Jesuits criticise US treatment of prisoners
Two prominent Jesuits - Cardinal Roberto Tucci, former head of Vatican Radio, and Fr Pasquale Borgomeo, its current director - have criticised the way the United States is treating captured Taliban and al-Qaida fighters. Fr Borgomeo criticised what he called "the militarisation of justice" which was evident in the Guantanamo campin Cuba. He said there was a need for "a wider view, a more strategic view that would serve in the struggle to build peace".
Following is the report carried in the current issue of The Tablet:
The United States must guarantee respect for human rights even for suspected terrorists, two leading Jesuits in Rome said last week. In separate interviews, Cardinal Roberto Tucci, a former director of Vatican Radio, and Fr Pasquale Borgomeo, its current director, said one of the most worrying aspects of the continuing war on terrorism was the American treatment of Afghan prisoners.

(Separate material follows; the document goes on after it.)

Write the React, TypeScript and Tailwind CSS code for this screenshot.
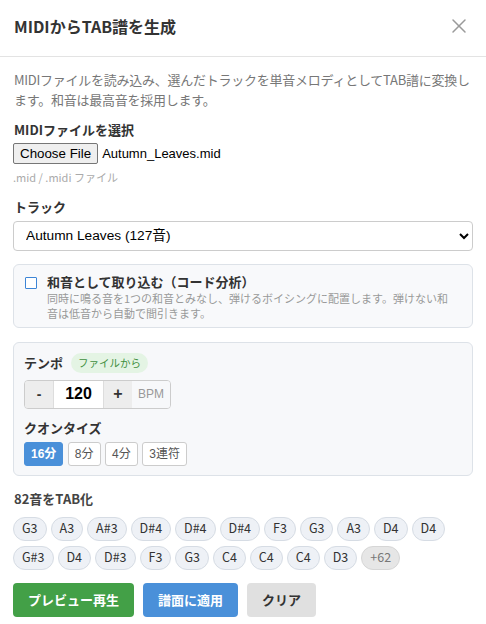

Ignoring criticism from Amnesty International, the United States has defined suspected al-Qaida militants as 'unlawful combatants' rather than prisoners of war. The prisoners have been transferred to the US naval base at Guantanamo Bay in Cuba, which is outside US jurisdiction.
The Pentagon this week released pictures of the prisoners which showed them manacled and hooded in open-air cages. Human rights groups accused the United States of subjecting the prisoners to sensory deprivation and other forms of degradation and torture. But the US State Department said the pictures were of the prisoners when they first arrived, and therefore did not show how they were kept day to day.
Speaking on 16 January, Cardinal Tucci said the prisoners had the right to be tried and to legal counsel, a right which Amnesty says is being denied them. Uprooting terrorism was 'perfectly correct' but not if it was carried out 'with a spirit of vengeance that can transgress respect for human rights', the cardinal told the One-O-Five Live programme, adding that 'hatred and vengeance' would 'help terrorists recruit others more easily'.
The day before, Fr Borgomeo criticised what he called 'the militarisation of justice' which was evident in the Guantanamo camp. There was a need for 'a wider view, a more strategic view that would serve in the struggle to build peace'. Such a view meant seeking justice not just in the sense of capturing and punishing terrorists but of 'shrinking the boundaries of poverty, of desperation and of hatred', he added.